Goal of the exercise: Output the material exactly, but drop every image it holds.

── Raw data ──

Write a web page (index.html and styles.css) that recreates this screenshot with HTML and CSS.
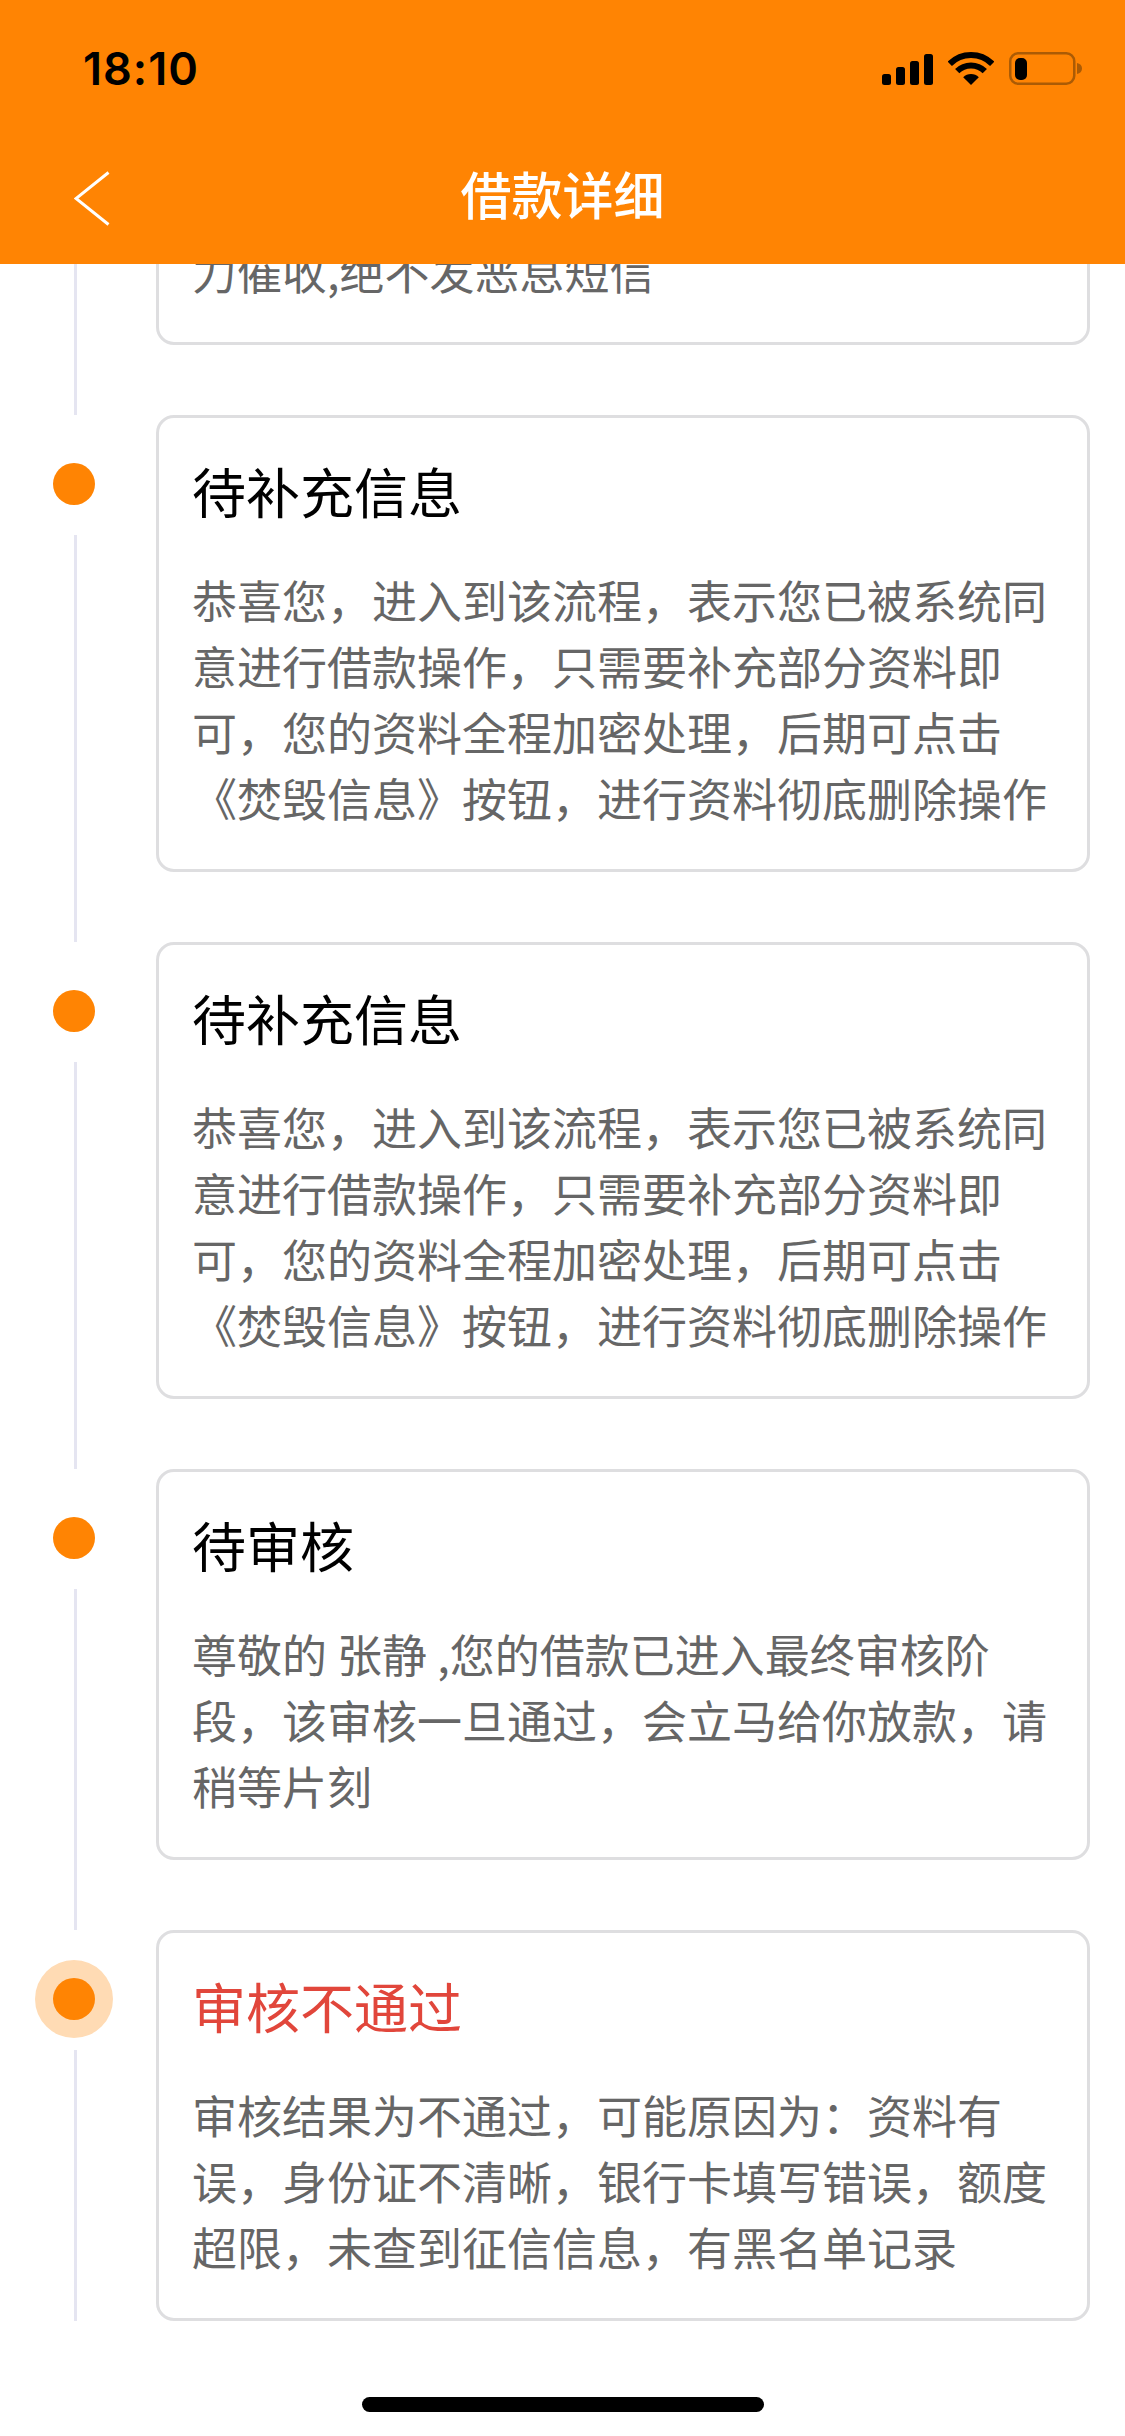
FILE: index.html
```html
<!DOCTYPE html>
<html lang="zh-CN">
<head>
<meta charset="utf-8">
<title>借款详细</title>
<link rel="stylesheet" href="styles.css">
</head>
<body>
<div class="app">
  <header class="top">
    <div class="status">
      <span class="time">18:10</span>
      <div class="status-icons">
        <svg class="signal" viewBox="0 0 51 31" width="51" height="31"><rect x="0" y="20" width="9" height="11" rx="2.5"/><rect x="14" y="13" width="9" height="18" rx="2.5"/><rect x="28" y="7" width="9" height="24" rx="2.5"/><rect x="42" y="0" width="9" height="31" rx="2.5"/></svg>
        <svg class="wifi" viewBox="0 0 46 33" width="46" height="33"><path d="M1.8 11.8A30 30 0 0 1 44.2 11.8" fill="none" stroke="#000" stroke-width="6"/><path d="M9.2 19.2A19.5 19.5 0 0 1 36.8 19.2" fill="none" stroke="#000" stroke-width="6"/><path d="M23 33L15.2 25.2A11 11 0 0 1 30.8 25.2Z"/></svg>
        <svg class="battery" viewBox="0 0 73 33" width="73" height="33"><rect x="1.25" y="1.25" width="64" height="30.5" rx="8" fill="none" stroke="#ab5b05" stroke-width="2.5"/><rect x="6" y="6" width="12" height="22" rx="5"/><path d="M68 11c3 .5 5 2.500 5 5.500s-2 5-5 5.500Z" fill="#ab5b05"/></svg>
      </div>
    </div>
    <div class="nav">
      <svg class="back" viewBox="0 0 36 55" width="36" height="55"><path d="M34.500 1.500L2 27.500L34.500 53.500" fill="none" stroke="#fff" stroke-width="3"/></svg>
      <h1 class="nav-title">借款详细</h1>
    </div>
  </header>

  <main class="list">
    <section class="item item-first">
      <div class="rail"><span class="line"></span></div>
      <div class="card card-clipped">
        <p class="card-body">力催收,绝不发恶息短信</p>
      </div>
    </section>

    <section class="item">
      <div class="rail"><span class="dot"></span><span class="line"></span></div>
      <div class="card">
        <h2 class="card-title">待补充信息</h2>
        <p class="card-body">恭喜您&#xFF0C;进入到该流程&#xFF0C;表示您已被系统同意进行借款操作&#xFF0C;只需要补充部分资料即可&#xFF0C;您的资料全程加密处理&#xFF0C;后期可点击《焚毁信息》按钮&#xFF0C;进行资料彻底删除操作</p>
      </div>
    </section>

    <section class="item">
      <div class="rail"><span class="dot"></span><span class="line"></span></div>
      <div class="card">
        <h2 class="card-title">待补充信息</h2>
        <p class="card-body">恭喜您&#xFF0C;进入到该流程&#xFF0C;表示您已被系统同意进行借款操作&#xFF0C;只需要补充部分资料即可&#xFF0C;您的资料全程加密处理&#xFF0C;后期可点击《焚毁信息》按钮&#xFF0C;进行资料彻底删除操作</p>
      </div>
    </section>

    <section class="item">
      <div class="rail"><span class="dot"></span><span class="line"></span></div>
      <div class="card">
        <h2 class="card-title">待审核</h2>
        <p class="card-body">尊敬的 张静 ,您的借款已进入最终审核阶段&#xFF0C;该审核一旦通过&#xFF0C;会立马给你放款&#xFF0C;请稍等片刻</p>
      </div>
    </section>

    <section class="item item-last">
      <div class="rail"><span class="dot dot-active"></span><span class="line"></span></div>
      <div class="card">
        <h2 class="card-title card-title-fail">审核不通过</h2>
        <p class="card-body">审核结果为不通过&#xFF0C;可能原因为&#xFF1A;资料有误&#xFF0C;身份证不清晰&#xFF0C;银行卡填写错误&#xFF0C;额度超限&#xFF0C;未查到征信信息&#xFF0C;有黑名单记录</p>
      </div>
    </section>
  </main>

  <div class="home-bar"></div>
</div>
</body>
</html>
```

FILE: styles.css
```css
* { box-sizing: border-box; }

html, body {
  margin: 0;
  padding: 0;
  background: #fff;
}

.app {
  width: 1125px;
  height: 2436px;
  display: flex;
  flex-direction: column;
  overflow: hidden;
  font-family: "Noto Sans CJK SC", "Noto Sans", sans-serif;
}

.top {
  height: 264px;
  flex: none;
  background: #ff8403;
  position: relative;
  z-index: 1;
}

.status {
  height: 138px;
  padding: 52px 43px 0 83px;
  display: flex;
  justify-content: space-between;
  align-items: flex-start;
}

.time {
  font-family: Inter, "Liberation Sans", sans-serif;
  font-size: 45px;
  font-weight: 600;
  line-height: 33px;
  letter-spacing: 1px;
  color: #000;
}

.status-icons {
  display: flex;
  align-items: flex-end;
  gap: 15px;
}

.signal { margin-bottom: 0.5px; }

.nav {
  height: 126px;
  padding-top: 27px;
  position: relative;
  display: flex;
  justify-content: center;
}

.back {
  position: absolute;
  left: 74px;
  top: 33px;
}

.nav-title {
  margin: 0;
  font-size: 51px;
  font-weight: 500;
  line-height: 56px;
  color: #fff;
}

.list {
  flex: 1;
  min-height: 0;
  overflow: hidden;
}

.item {
  display: grid;
  grid-template-columns: 148px 1fr;
  column-gap: 8px;
  padding-right: 35px;
}

.rail {
  display: flex;
  flex-direction: column;
  align-items: center;
}

.dot {
  width: 42px;
  height: 42px;
  flex: none;
  margin-top: 48px;
  border-radius: 50%;
  background: #ff8403;
}

.dot-active {
  box-shadow: 0 0 0 18px #ffdbb4;
}

.line {
  flex: 1;
  width: 3px;
  margin-top: 30px;
  margin-left: 3px;
  background: #e5e5f1;
}

.item-first .line { margin-top: 0; }

.card {
  margin-bottom: 70px;
  padding: 35px 34px 38px 33px;
  border: 3px solid #dedee0;
  border-radius: 18px;
  background: #fff;
}

.card-clipped { margin-top: -64px; }

.item-last .card { margin-bottom: 0; }

.card-title {
  margin: 0 0 38px;
  font-size: 54px;
  font-weight: 400;
  line-height: 76px;
  color: #000;
}

.card-title-fail { color: #e1463b; }

.card-body {
  margin: 0;
  font-size: 45px;
  line-height: 66px;
  color: #666;
}

.home-bar {
  width: 402px;
  height: 15px;
  flex: none;
  margin: 0 auto 24px;
  border-radius: 8px;
  background: #000;
}
```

───

Result of this task:
Write a web page (index.html and styles.css) that recreates this screenshot with HTML and CSS.
FILE: index.html
```html
<!DOCTYPE html>
<html lang="zh-CN">
<head>
<meta charset="utf-8">
<title>借款详细</title>
<link rel="stylesheet" href="styles.css">
</head>
<body>
<div class="app">
  <header class="top">
    <div class="status">
      <span class="time">18:10</span>
      <div class="status-icons">
        <svg class="signal" viewBox="0 0 51 31" width="51" height="31"><rect x="0" y="20" width="9" height="11" rx="2.5"/><rect x="14" y="13" width="9" height="18" rx="2.5"/><rect x="28" y="7" width="9" height="24" rx="2.5"/><rect x="42" y="0" width="9" height="31" rx="2.5"/></svg>
        <svg class="wifi" viewBox="0 0 46 33" width="46" height="33"><path d="M1.8 11.8A30 30 0 0 1 44.2 11.8" fill="none" stroke="#000" stroke-width="6"/><path d="M9.2 19.2A19.5 19.5 0 0 1 36.8 19.2" fill="none" stroke="#000" stroke-width="6"/><path d="M23 33L15.2 25.2A11 11 0 0 1 30.8 25.2Z"/></svg>
        <svg class="battery" viewBox="0 0 73 33" width="73" height="33"><rect x="1.25" y="1.25" width="64" height="30.5" rx="8" fill="none" stroke="#ab5b05" stroke-width="2.5"/><rect x="6" y="6" width="12" height="22" rx="5"/><path d="M68 11c3 .5 5 2.500 5 5.500s-2 5-5 5.500Z" fill="#ab5b05"/></svg>
      </div>
    </div>
    <div class="nav">
      <svg class="back" viewBox="0 0 36 55" width="36" height="55"><path d="M34.500 1.500L2 27.500L34.500 53.500" fill="none" stroke="#fff" stroke-width="3"/></svg>
      <h1 class="nav-title">借款详细</h1>
    </div>
  </header>

  <main class="list">
    <section class="item item-first">
      <div class="rail"><span class="line"></span></div>
      <div class="card card-clipped">
        <p class="card-body">力催收,绝不发恶息短信</p>
      </div>
    </section>

    <section class="item">
      <div class="rail"><span class="dot"></span><span class="line"></span></div>
      <div class="card">
        <h2 class="card-title">待补充信息</h2>
        <p class="card-body">恭喜您&#xFF0C;进入到该流程&#xFF0C;表示您已被系统同意进行借款操作&#xFF0C;只需要补充部分资料即可&#xFF0C;您的资料全程加密处理&#xFF0C;后期可点击《焚毁信息》按钮&#xFF0C;进行资料彻底删除操作</p>
      </div>
    </section>

    <section class="item">
      <div class="rail"><span class="dot"></span><span class="line"></span></div>
      <div class="card">
        <h2 class="card-title">待补充信息</h2>
        <p class="card-body">恭喜您&#xFF0C;进入到该流程&#xFF0C;表示您已被系统同意进行借款操作&#xFF0C;只需要补充部分资料即可&#xFF0C;您的资料全程加密处理&#xFF0C;后期可点击《焚毁信息》按钮&#xFF0C;进行资料彻底删除操作</p>
      </div>
    </section>

    <section class="item">
      <div class="rail"><span class="dot"></span><span class="line"></span></div>
      <div class="card">
        <h2 class="card-title">待审核</h2>
        <p class="card-body">尊敬的 张静 ,您的借款已进入最终审核阶段&#xFF0C;该审核一旦通过&#xFF0C;会立马给你放款&#xFF0C;请稍等片刻</p>
      </div>
    </section>

    <section class="item item-last">
      <div class="rail"><span class="dot dot-active"></span><span class="line"></span></div>
      <div class="card">
        <h2 class="card-title card-title-fail">审核不通过</h2>
        <p class="card-body">审核结果为不通过&#xFF0C;可能原因为&#xFF1A;资料有误&#xFF0C;身份证不清晰&#xFF0C;银行卡填写错误&#xFF0C;额度超限&#xFF0C;未查到征信信息&#xFF0C;有黑名单记录</p>
      </div>
    </section>
  </main>

  <div class="home-bar"></div>
</div>
</body>
</html>
```

FILE: styles.css
```css
* { box-sizing: border-box; }

html, body {
  margin: 0;
  padding: 0;
  background: #fff;
}

.app {
  width: 1125px;
  height: 2436px;
  display: flex;
  flex-direction: column;
  overflow: hidden;
  font-family: "Noto Sans CJK SC", "Noto Sans", sans-serif;
}

.top {
  height: 264px;
  flex: none;
  background: #ff8403;
  position: relative;
  z-index: 1;
}

.status {
  height: 138px;
  padding: 52px 43px 0 83px;
  display: flex;
  justify-content: space-between;
  align-items: flex-start;
}

.time {
  font-family: Inter, "Liberation Sans", sans-serif;
  font-size: 45px;
  font-weight: 600;
  line-height: 33px;
  letter-spacing: 1px;
  color: #000;
}

.status-icons {
  display: flex;
  align-items: flex-end;
  gap: 15px;
}

.signal { margin-bottom: 0.5px; }

.nav {
  height: 126px;
  padding-top: 27px;
  position: relative;
  display: flex;
  justify-content: center;
}

.back {
  position: absolute;
  left: 74px;
  top: 33px;
}

.nav-title {
  margin: 0;
  font-size: 51px;
  font-weight: 500;
  line-height: 56px;
  color: #fff;
}

.list {
  flex: 1;
  min-height: 0;
  overflow: hidden;
}

.item {
  display: grid;
  grid-template-columns: 148px 1fr;
  column-gap: 8px;
  padding-right: 35px;
}

.rail {
  display: flex;
  flex-direction: column;
  align-items: center;
}

.dot {
  width: 42px;
  height: 42px;
  flex: none;
  margin-top: 48px;
  border-radius: 50%;
  background: #ff8403;
}

.dot-active {
  box-shadow: 0 0 0 18px #ffdbb4;
}

.line {
  flex: 1;
  width: 3px;
  margin-top: 30px;
  margin-left: 3px;
  background: #e5e5f1;
}

.item-first .line { margin-top: 0; }

.card {
  margin-bottom: 70px;
  padding: 35px 34px 38px 33px;
  border: 3px solid #dedee0;
  border-radius: 18px;
  background: #fff;
}

.card-clipped { margin-top: -64px; }

.item-last .card { margin-bottom: 0; }

.card-title {
  margin: 0 0 38px;
  font-size: 54px;
  font-weight: 400;
  line-height: 76px;
  color: #000;
}

.card-title-fail { color: #e1463b; }

.card-body {
  margin: 0;
  font-size: 45px;
  line-height: 66px;
  color: #666;
}

.home-bar {
  width: 402px;
  height: 15px;
  flex: none;
  margin: 0 auto 24px;
  border-radius: 8px;
  background: #000;
}
```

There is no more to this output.